=== Task instructions ===
Restate each line word for word. Leave out every picture.

=== Data section ===

(begin)

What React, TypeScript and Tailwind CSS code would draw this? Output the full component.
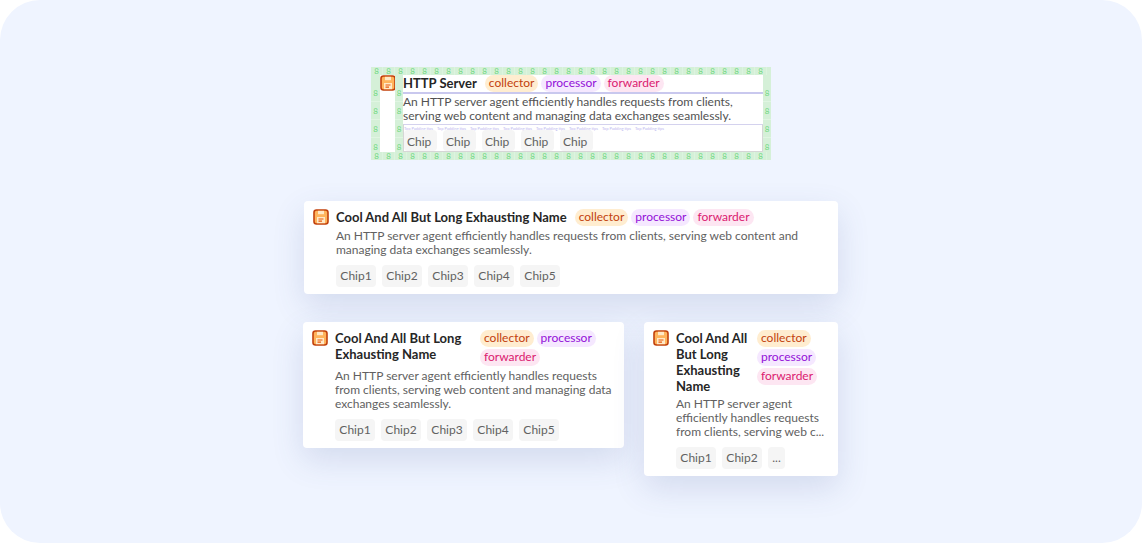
const font = { fontFamily: "Lato, 'Noto Sans', sans-serif" };

function SaveIcon() {
  return (
    <svg width="16" height="16" viewBox="0 0 16 16" className="shrink-0">
      <rect x="1" y="1" width="14" height="14" rx="2.5" fill="#ffb45c" stroke="#c2410c" strokeWidth="1.6" />
      <path d="M5 1.8h6v3.4H5z" fill="#ffe9c7" />
      <path d="M4 8h8v6.2H4z" fill="#ffe9c7" />
      <path d="M5.5 10h5M5.5 12.2h3.5" stroke="#ea580c" strokeWidth="1.2" />
    </svg>
  );
}

function Tags({ className = "" }: { className?: string }) {
  return (
    <div className={`flex flex-wrap gap-x-[3px] gap-y-[2px] text-[12px] leading-[16px] ${className}`}>
      <span className="rounded-full bg-[#ffedd0] px-[4px] pb-[1px] text-[#c2410c]">collector</span>
      <span className="rounded-full bg-[#f5e8ff] px-[4px] pb-[1px] text-[#9310d8]">processor</span>
      <span className="rounded-full bg-[#fde6f2] px-[4px] pb-[1px] text-[#db1a70]">forwarder</span>
    </div>
  );
}

function Chips({ items }: { items: string[] }) {
  return (
    <div className="mt-[8px] flex gap-[6px] text-[12px] leading-[22px] text-[#616161]">
      {items.map((c, i) => (
        <span key={i} className={`rounded bg-[#f5f5f5] text-center ${c === "..." ? "w-[17px]" : "w-[40px]"}`}>{c}</span>
      ))}
    </div>
  );
}

function EightRow({ n }: { n: number }) {
  return (
    <div className="flex h-[8px] shrink-0 overflow-hidden bg-[#d5f0d8] text-[8px] leading-[8px] text-[#6fd880]">
      {Array.from({ length: n }).map((_, i) => (
        <span key={i} className="w-[12px] shrink-0 border-r border-[#dcf4df] text-center">8</span>
      ))}
    </div>
  );
}

function EightCol({ n, className = "" }: { n: number; className?: string }) {
  return (
    <div className={`flex shrink-0 flex-col overflow-hidden bg-[#d5f0d8] pt-[9px] text-[8px] leading-[18px] text-[#6fd880] ${className}`}>
      {Array.from({ length: n }).map((_, i) => (
        <span key={i} className="h-[18px] shrink-0 border-b border-[#e0f5e2] text-center">8</span>
      ))}
    </div>
  );
}

function SpecCard() {
  return (
    <div className="flex h-[93px] w-[400px] flex-col">
      <EightRow n={33} />
      <div className="flex min-h-0 flex-1">
        <EightCol n={4} className="w-[9px]" />
        <div className="w-[15px] shrink-0 bg-white">
          <SaveIcon />
        </div>
        <EightCol n={4} className="w-[8px]" />
        <div className="flex min-w-0 flex-1 flex-col bg-white">
          <div className="flex h-[19px] items-start border-b-2 border-[#c9c8ee]">
            <span className="text-[13px] font-bold leading-[17px] text-[#262626]">HTTP Server</span>
            <Tags className="ml-[8px] flex-nowrap" />
          </div>
          <p className="mt-[1px] text-[12px] leading-[14px] text-[#525252]">
            An HTTP server agent efficiently handles requests from clients,<br />
            serving web content and managing data exchanges seamlessly.
          </p>
          <div className="mt-[1px] flex-1 border border-[#d6d6d6] border-t-[#d4d2ee]">
            <div className="flex h-[5px] pt-[1px] text-[4px] leading-[5px] text-[#bdb8ef]">
              {Array.from({ length: 8 }).map((_, i) => (
                <span key={i} className="w-[33px] whitespace-nowrap">Top Padding tips</span>
              ))}
            </div>
            <div className="flex gap-[6px] text-[12px] leading-[19px] text-[#616161]">
              {[0, 1, 2, 3, 4].map((i) => (
                <span key={i} className="w-[33px] rounded bg-[#f5f5f5] px-[3px] pt-[2px]">Chip</span>
              ))}
            </div>
          </div>
        </div>
        <EightCol n={4} className="w-[8px]" />
      </div>
      <EightRow n={33} />
    </div>
  );
}

function Card({ desc, chips, tagsClass, titleClass, className }: {
  desc: React.ReactNode; chips: string[]; tagsClass?: string; titleClass?: string; className: string;
}) {
  return (
    <div className={`flex items-start gap-[7px] rounded bg-white p-[8px] pl-[9px] shadow-[0_12px_32px_rgba(70,90,150,0.16)] ${className}`}>
      <SaveIcon />
      <div className="min-w-0 flex-1">
        <div className="flex items-start">
          <div className={`text-[13px] font-bold leading-[16px] text-[#262626] ${titleClass ?? ""}`}>Cool And All But Long Exhausting Name</div>
          <Tags className={tagsClass} />
        </div>
        <p className="mt-[3px] text-[12px] leading-[14px] text-[#616161]">{desc}</p>
        <Chips items={chips} />
      </div>
    </div>
  );
}

export default function App() {
  return (
    <div className="h-[543px] w-[1142px] overflow-hidden bg-white" style={font}>
      <div className="flex h-full flex-col items-center rounded-[40px] bg-[#eff4ff] pt-[67px]">
        <SpecCard />
        <Card
          className="mt-[41px] h-[93px] w-[534px]"
          titleClass="whitespace-nowrap"
          tagsClass="ml-[8px] flex-nowrap"
          desc={<>An HTTP server agent efficiently handles requests from clients, serving web content and<br />managing data exchanges seamlessly.</>}
          chips={["Chip1", "Chip2", "Chip3", "Chip4", "Chip5"]}
        />
        <div className="mt-[28px] flex items-start gap-[20px] pr-[1px]">
          <Card
            className="h-[126px] w-[321px]"
            titleClass="w-[145px] shrink-0"
            tagsClass="w-[130px] shrink-0"
            desc={<>An HTTP server agent efficiently handles requests<br />from clients, serving web content and managing data<br />exchanges seamlessly.</>}
            chips={["Chip1", "Chip2", "Chip3", "Chip4", "Chip5"]}
          />
          <Card
            className="h-[154px] w-[194px]"
            titleClass="w-[81px] shrink-0"
            tagsClass="w-[66px] shrink-0"
            desc={<>An HTTP server agent<br />efficiently handles requests<br />from clients, serving web c...</>}
            chips={["Chip1", "Chip2", "..."]}
          />
        </div>
      </div>
    </div>
  );
}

(end)

=== Answer to this task ===
What React, TypeScript and Tailwind CSS code would draw this? Output the full component.
const font = { fontFamily: "Lato, 'Noto Sans', sans-serif" };

function SaveIcon() {
  return (
    <svg width="16" height="16" viewBox="0 0 16 16" className="shrink-0">
      <rect x="1" y="1" width="14" height="14" rx="2.5" fill="#ffb45c" stroke="#c2410c" strokeWidth="1.6" />
      <path d="M5 1.8h6v3.4H5z" fill="#ffe9c7" />
      <path d="M4 8h8v6.2H4z" fill="#ffe9c7" />
      <path d="M5.5 10h5M5.5 12.2h3.5" stroke="#ea580c" strokeWidth="1.2" />
    </svg>
  );
}

function Tags({ className = "" }: { className?: string }) {
  return (
    <div className={`flex flex-wrap gap-x-[3px] gap-y-[2px] text-[12px] leading-[16px] ${className}`}>
      <span className="rounded-full bg-[#ffedd0] px-[4px] pb-[1px] text-[#c2410c]">collector</span>
      <span className="rounded-full bg-[#f5e8ff] px-[4px] pb-[1px] text-[#9310d8]">processor</span>
      <span className="rounded-full bg-[#fde6f2] px-[4px] pb-[1px] text-[#db1a70]">forwarder</span>
    </div>
  );
}

function Chips({ items }: { items: string[] }) {
  return (
    <div className="mt-[8px] flex gap-[6px] text-[12px] leading-[22px] text-[#616161]">
      {items.map((c, i) => (
        <span key={i} className={`rounded bg-[#f5f5f5] text-center ${c === "..." ? "w-[17px]" : "w-[40px]"}`}>{c}</span>
      ))}
    </div>
  );
}

function EightRow({ n }: { n: number }) {
  return (
    <div className="flex h-[8px] shrink-0 overflow-hidden bg-[#d5f0d8] text-[8px] leading-[8px] text-[#6fd880]">
      {Array.from({ length: n }).map((_, i) => (
        <span key={i} className="w-[12px] shrink-0 border-r border-[#dcf4df] text-center">8</span>
      ))}
    </div>
  );
}

function EightCol({ n, className = "" }: { n: number; className?: string }) {
  return (
    <div className={`flex shrink-0 flex-col overflow-hidden bg-[#d5f0d8] pt-[9px] text-[8px] leading-[18px] text-[#6fd880] ${className}`}>
      {Array.from({ length: n }).map((_, i) => (
        <span key={i} className="h-[18px] shrink-0 border-b border-[#e0f5e2] text-center">8</span>
      ))}
    </div>
  );
}

function SpecCard() {
  return (
    <div className="flex h-[93px] w-[400px] flex-col">
      <EightRow n={33} />
      <div className="flex min-h-0 flex-1">
        <EightCol n={4} className="w-[9px]" />
        <div className="w-[15px] shrink-0 bg-white">
          <SaveIcon />
        </div>
        <EightCol n={4} className="w-[8px]" />
        <div className="flex min-w-0 flex-1 flex-col bg-white">
          <div className="flex h-[19px] items-start border-b-2 border-[#c9c8ee]">
            <span className="text-[13px] font-bold leading-[17px] text-[#262626]">HTTP Server</span>
            <Tags className="ml-[8px] flex-nowrap" />
          </div>
          <p className="mt-[1px] text-[12px] leading-[14px] text-[#525252]">
            An HTTP server agent efficiently handles requests from clients,<br />
            serving web content and managing data exchanges seamlessly.
          </p>
          <div className="mt-[1px] flex-1 border border-[#d6d6d6] border-t-[#d4d2ee]">
            <div className="flex h-[5px] pt-[1px] text-[4px] leading-[5px] text-[#bdb8ef]">
              {Array.from({ length: 8 }).map((_, i) => (
                <span key={i} className="w-[33px] whitespace-nowrap">Top Padding tips</span>
              ))}
            </div>
            <div className="flex gap-[6px] text-[12px] leading-[19px] text-[#616161]">
              {[0, 1, 2, 3, 4].map((i) => (
                <span key={i} className="w-[33px] rounded bg-[#f5f5f5] px-[3px] pt-[2px]">Chip</span>
              ))}
            </div>
          </div>
        </div>
        <EightCol n={4} className="w-[8px]" />
      </div>
      <EightRow n={33} />
    </div>
  );
}

function Card({ desc, chips, tagsClass, titleClass, className }: {
  desc: React.ReactNode; chips: string[]; tagsClass?: string; titleClass?: string; className: string;
}) {
  return (
    <div className={`flex items-start gap-[7px] rounded bg-white p-[8px] pl-[9px] shadow-[0_12px_32px_rgba(70,90,150,0.16)] ${className}`}>
      <SaveIcon />
      <div className="min-w-0 flex-1">
        <div className="flex items-start">
          <div className={`text-[13px] font-bold leading-[16px] text-[#262626] ${titleClass ?? ""}`}>Cool And All But Long Exhausting Name</div>
          <Tags className={tagsClass} />
        </div>
        <p className="mt-[3px] text-[12px] leading-[14px] text-[#616161]">{desc}</p>
        <Chips items={chips} />
      </div>
    </div>
  );
}

export default function App() {
  return (
    <div className="h-[543px] w-[1142px] overflow-hidden bg-white" style={font}>
      <div className="flex h-full flex-col items-center rounded-[40px] bg-[#eff4ff] pt-[67px]">
        <SpecCard />
        <Card
          className="mt-[41px] h-[93px] w-[534px]"
          titleClass="whitespace-nowrap"
          tagsClass="ml-[8px] flex-nowrap"
          desc={<>An HTTP server agent efficiently handles requests from clients, serving web content and<br />managing data exchanges seamlessly.</>}
          chips={["Chip1", "Chip2", "Chip3", "Chip4", "Chip5"]}
        />
        <div className="mt-[28px] flex items-start gap-[20px] pr-[1px]">
          <Card
            className="h-[126px] w-[321px]"
            titleClass="w-[145px] shrink-0"
            tagsClass="w-[130px] shrink-0"
            desc={<>An HTTP server agent efficiently handles requests<br />from clients, serving web content and managing data<br />exchanges seamlessly.</>}
            chips={["Chip1", "Chip2", "Chip3", "Chip4", "Chip5"]}
          />
          <Card
            className="h-[154px] w-[194px]"
            titleClass="w-[81px] shrink-0"
            tagsClass="w-[66px] shrink-0"
            desc={<>An HTTP server agent<br />efficiently handles requests<br />from clients, serving web c...</>}
            chips={["Chip1", "Chip2", "..."]}
          />
        </div>
      </div>
    </div>
  );
}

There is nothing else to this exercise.